Our nationwide focus on the NCAA’s hypocrisy and a home team using balls to their advantage may have found a happy medium in the latest narrative spinning its way through the sports press. The University of Maryland and Under Armour are at the center of the frame, but the NCAA is yet again the primary target.

Opposing players have lodged complaints about Under Armour’s basketballs, which are used at the Xfinity Center due to the Terps’ deal with UA. Iowa players complained that the balls were heavy after losing to Maryland a couple of weeks ago, and Wisconsin’s Nigel Hayes kept the idea going before the two schools played, saying “I don’t like the Under Armour ball whatsoever.”

While the University of Maryland’s deal with Under Armour factors in, it’s not the only case. In the NCAA, Maryland isn’t the only school that makes teams adjust to a different ball on the road. The bigger problem appears to be that the NCAA doesn’t have a standard ball that they require every team to use.

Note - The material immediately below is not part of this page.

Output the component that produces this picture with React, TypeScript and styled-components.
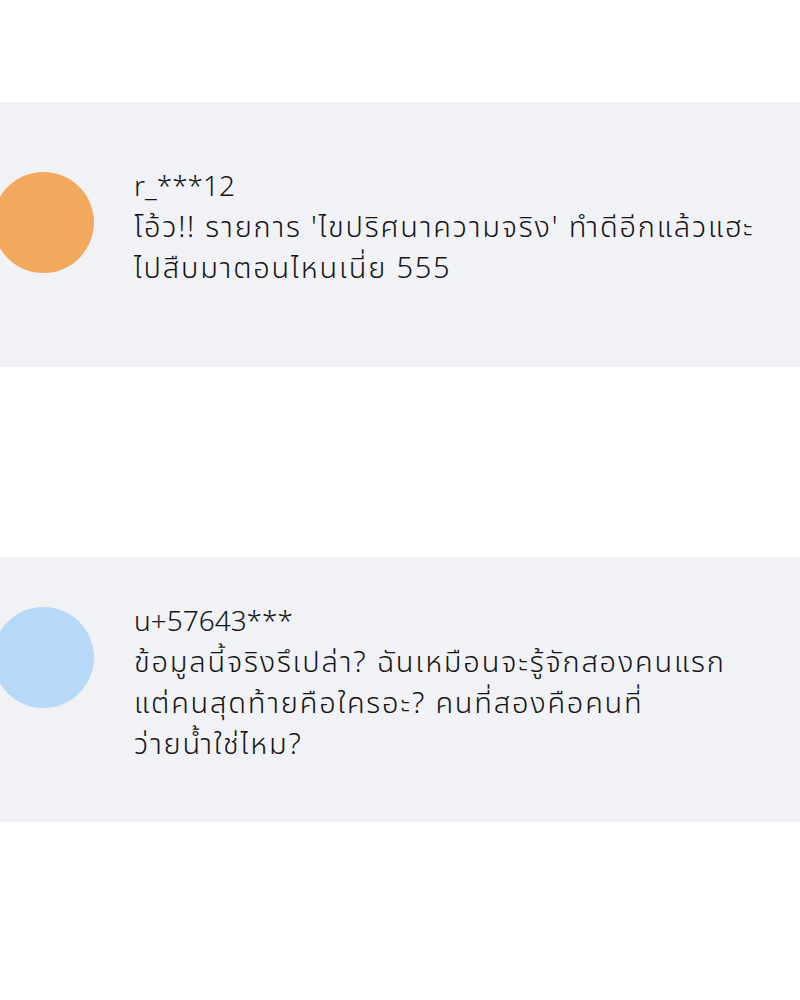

“You don’t go to the Clippers’ stadium and play with a Nike and then go to Golden State and play with a Rawlings,” Hayes said before offering up an NCAA dig. “But in this amateur sport of college, where money isn’t the goal—it’s the student education and experience that you get—we play with a million different basketballs.”

That’s essentially the defense Terps coach Mark Turgeon used, albeit without the sarcasm.

“It’s the way the game is set up,” he told the Washington Post. “Until someone says we’re all going to play with the same ball … I just think people are making more out of it then they should.”

 

So what’s the balance between big-money sponsorship for schools and regulated equipment? Writing in Bloomberg View, Kavitha Davidson comes down on the side of a standard ball, but perhaps some specialized equipment in other sports.

“Schools should be allowed to negotiate their own sponsorship deals, but if equipment is becoming a determining factor in wins and losses, it’s time to re-evaluate things,” she wrote. “It’s one thing if the equipment is individualized, like a bat, but it’s a whole other story when you’re talking about something like a basketball or football, which has to be used by everyone in the game.”